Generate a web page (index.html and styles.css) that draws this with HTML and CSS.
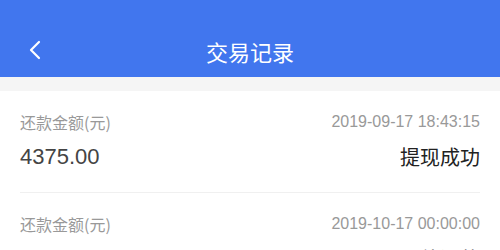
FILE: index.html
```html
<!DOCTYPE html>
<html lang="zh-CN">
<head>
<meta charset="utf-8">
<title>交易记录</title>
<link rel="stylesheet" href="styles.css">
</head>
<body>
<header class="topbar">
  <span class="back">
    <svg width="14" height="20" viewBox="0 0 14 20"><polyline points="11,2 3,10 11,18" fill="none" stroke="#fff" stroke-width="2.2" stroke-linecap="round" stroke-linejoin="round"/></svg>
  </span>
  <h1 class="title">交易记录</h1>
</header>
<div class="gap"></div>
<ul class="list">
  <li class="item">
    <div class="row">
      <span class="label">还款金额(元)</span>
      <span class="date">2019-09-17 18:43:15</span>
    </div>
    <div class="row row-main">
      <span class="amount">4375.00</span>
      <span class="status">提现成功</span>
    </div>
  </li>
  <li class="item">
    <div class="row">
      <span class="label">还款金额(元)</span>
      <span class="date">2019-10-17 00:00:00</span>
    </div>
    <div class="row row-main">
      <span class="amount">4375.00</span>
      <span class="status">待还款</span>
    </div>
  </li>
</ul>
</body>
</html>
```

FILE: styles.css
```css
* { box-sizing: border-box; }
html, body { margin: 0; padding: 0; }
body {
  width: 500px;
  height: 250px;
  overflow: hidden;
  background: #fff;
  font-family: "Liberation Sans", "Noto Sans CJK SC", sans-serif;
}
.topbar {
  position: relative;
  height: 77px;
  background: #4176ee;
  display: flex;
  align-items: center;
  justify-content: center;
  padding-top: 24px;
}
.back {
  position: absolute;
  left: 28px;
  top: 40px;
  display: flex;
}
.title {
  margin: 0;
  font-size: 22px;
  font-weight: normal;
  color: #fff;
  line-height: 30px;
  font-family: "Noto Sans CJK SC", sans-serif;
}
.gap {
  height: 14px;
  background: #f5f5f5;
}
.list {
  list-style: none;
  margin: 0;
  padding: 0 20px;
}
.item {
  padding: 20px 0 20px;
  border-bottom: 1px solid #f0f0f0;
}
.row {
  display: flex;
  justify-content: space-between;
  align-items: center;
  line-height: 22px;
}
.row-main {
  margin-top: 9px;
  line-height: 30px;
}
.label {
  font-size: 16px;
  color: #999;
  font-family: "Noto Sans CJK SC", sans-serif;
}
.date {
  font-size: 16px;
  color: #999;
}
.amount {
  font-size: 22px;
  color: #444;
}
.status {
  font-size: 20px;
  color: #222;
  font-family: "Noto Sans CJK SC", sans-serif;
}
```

» **Requirement**:
Pictures are excluded; output everything else in the data verbatim.

» **Response for this exercise**:
Generate a web page (index.html and styles.css) that draws this with HTML and CSS.
FILE: index.html
```html
<!DOCTYPE html>
<html lang="zh-CN">
<head>
<meta charset="utf-8">
<title>交易记录</title>
<link rel="stylesheet" href="styles.css">
</head>
<body>
<header class="topbar">
  <span class="back">
    <svg width="14" height="20" viewBox="0 0 14 20"><polyline points="11,2 3,10 11,18" fill="none" stroke="#fff" stroke-width="2.2" stroke-linecap="round" stroke-linejoin="round"/></svg>
  </span>
  <h1 class="title">交易记录</h1>
</header>
<div class="gap"></div>
<ul class="list">
  <li class="item">
    <div class="row">
      <span class="label">还款金额(元)</span>
      <span class="date">2019-09-17 18:43:15</span>
    </div>
    <div class="row row-main">
      <span class="amount">4375.00</span>
      <span class="status">提现成功</span>
    </div>
  </li>
  <li class="item">
    <div class="row">
      <span class="label">还款金额(元)</span>
      <span class="date">2019-10-17 00:00:00</span>
    </div>
    <div class="row row-main">
      <span class="amount">4375.00</span>
      <span class="status">待还款</span>
    </div>
  </li>
</ul>
</body>
</html>
```

FILE: styles.css
```css
* { box-sizing: border-box; }
html, body { margin: 0; padding: 0; }
body {
  width: 500px;
  height: 250px;
  overflow: hidden;
  background: #fff;
  font-family: "Liberation Sans", "Noto Sans CJK SC", sans-serif;
}
.topbar {
  position: relative;
  height: 77px;
  background: #4176ee;
  display: flex;
  align-items: center;
  justify-content: center;
  padding-top: 24px;
}
.back {
  position: absolute;
  left: 28px;
  top: 40px;
  display: flex;
}
.title {
  margin: 0;
  font-size: 22px;
  font-weight: normal;
  color: #fff;
  line-height: 30px;
  font-family: "Noto Sans CJK SC", sans-serif;
}
.gap {
  height: 14px;
  background: #f5f5f5;
}
.list {
  list-style: none;
  margin: 0;
  padding: 0 20px;
}
.item {
  padding: 20px 0 20px;
  border-bottom: 1px solid #f0f0f0;
}
.row {
  display: flex;
  justify-content: space-between;
  align-items: center;
  line-height: 22px;
}
.row-main {
  margin-top: 9px;
  line-height: 30px;
}
.label {
  font-size: 16px;
  color: #999;
  font-family: "Noto Sans CJK SC", sans-serif;
}
.date {
  font-size: 16px;
  color: #999;
}
.amount {
  font-size: 22px;
  color: #444;
}
.status {
  font-size: 20px;
  color: #222;
  font-family: "Noto Sans CJK SC", sans-serif;
}
```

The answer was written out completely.